Dithiolenes revisited: an electron spin resonance study of some five-co-ordinate cobalt complexes and the crystal structures of [Co{S2C2(CF3)2}2{P(OPh)3] and [Co{S2C2(CF3)}2(PPh3)]

Abstract

Isotropic and frozen-solution ESR spectra in CH₂Cl₂–ClCH₂CH₂Cl have been recorded for the five-co-ordinate, formally cobalt(IV) complexes [Co(S₂C₂R₂)₂L][R = CN, L = PEt₃; R = CF₃or Ph, L = PPh₃or P(OPh)₃; R = C₆H₄Me-4, L = PPh₃or PEt₃; R = C₆H₄OMe-4, L = PPh₃]. The spectra can be described by approximately axial g and ⁵⁹Co hyperfine matrices with g_∥=g_x≈ 1.99, g_⊥≈ 2.03 and A_∥=A_y≈ 61 × 10^–4cm ^–1, A_⊥≈ 7 × 10^–4cm^–1 These parameters are interpreted to show that the cobalt electronic structure is best regarded as low-spin d⁵, formally Co^IV, but the singly occupied molecular orbital is extensively delocalized with only about 25% cobalt 3d_xzcharacter.
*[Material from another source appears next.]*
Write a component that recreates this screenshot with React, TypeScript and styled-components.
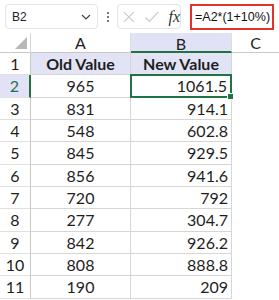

The g and A principal axes are displaced in the xy plane by the angle α which varies from 2 to 31°, increasing with the steric bulk of R and L. This angle is related to the degree of d_xz/d_yz, hybridization resulting from molecular distortion from C_2v, symmetry. The structures of [Co{S₂C₂(CF₃)₂}₂L][L = P(OPh)₃ or PPh₃] were determined by X-ray diffraction methods Both complexes are approximately square pyramidal, but for L = P(OPh)₃(diamagnetic in the solid state) the molecules are packed in the crystal as face-to-face pairs (Co ⋯ Co 4.11 Å). Extended-Hückel molecular-orbital calculations performed for [Co{S₂C₂-(CF₃)₂}₂{P(OH)₃}] support the interpretation of the ESR results.